E que dizer das reacções aos últimos desenvolvimentos da imensa trapalhada BES/GES? Meio mundo decidiu cair em cima do Governador do Banco de Portugal, Carlos Costa, acusando-o de falhar a supervisão. Não me custa admitir que várias críticas sejam pertinentes e exactas. Mas a dimensão delas, bem como, na maioria dos casos, a sua proveniência, tem tudo para nos deixar sonhadores. Porque elas vêm, em grande parte, de gente próxima de um Governo que contribuiu para a promiscuidade dos negócios e da política com um zelo e um profissionalismo à prova de bala (algo que o próprio António José Seguro indirectamente referiu, a propósito de certos apoiantes de António Costa) e cujas relações com o BES eram públicas e notórias. Por outras palavras: o exercício da crítica é aqui – em grande parte dos casos, repito, não em todos – levado a cabo por gente que, para o fazer, tem de se transplantar para um qualquer lugar longínquo onde possa reciclar a sua virgindade.

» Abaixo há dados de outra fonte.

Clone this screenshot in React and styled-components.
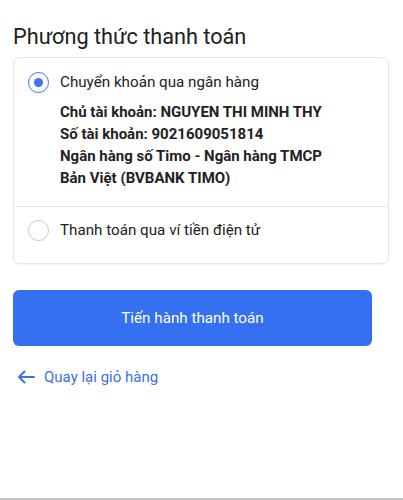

Isso invalida a eventual justeza das críticas? Não, é claro que não. Mas, no próprio momento em que são feitas, elas revelam-nos o propósito de quem as faz: o de emigrar para um lugar ideal e descomprometido da realidade. No fundo, é essa a função das célebres “narrativas”: organizar os elementos da nossa história recente de acordo com um padrão que lhes confira um sentido inteiramente diferente da percepção partilhada das coisas. Um sentido que, é claro, não cola de todo com o que efectivamente se passou. Aqui, francamente, uma pessoa perde a paciência e a única vontade que se tem é de puxar certa gente pelas orelhas e levá-la a ver a relação directa entre as suas acções e uma boa parte da nossa situação presente. Porque por si mesmos não parece que estejam dispostos a fazê-lo.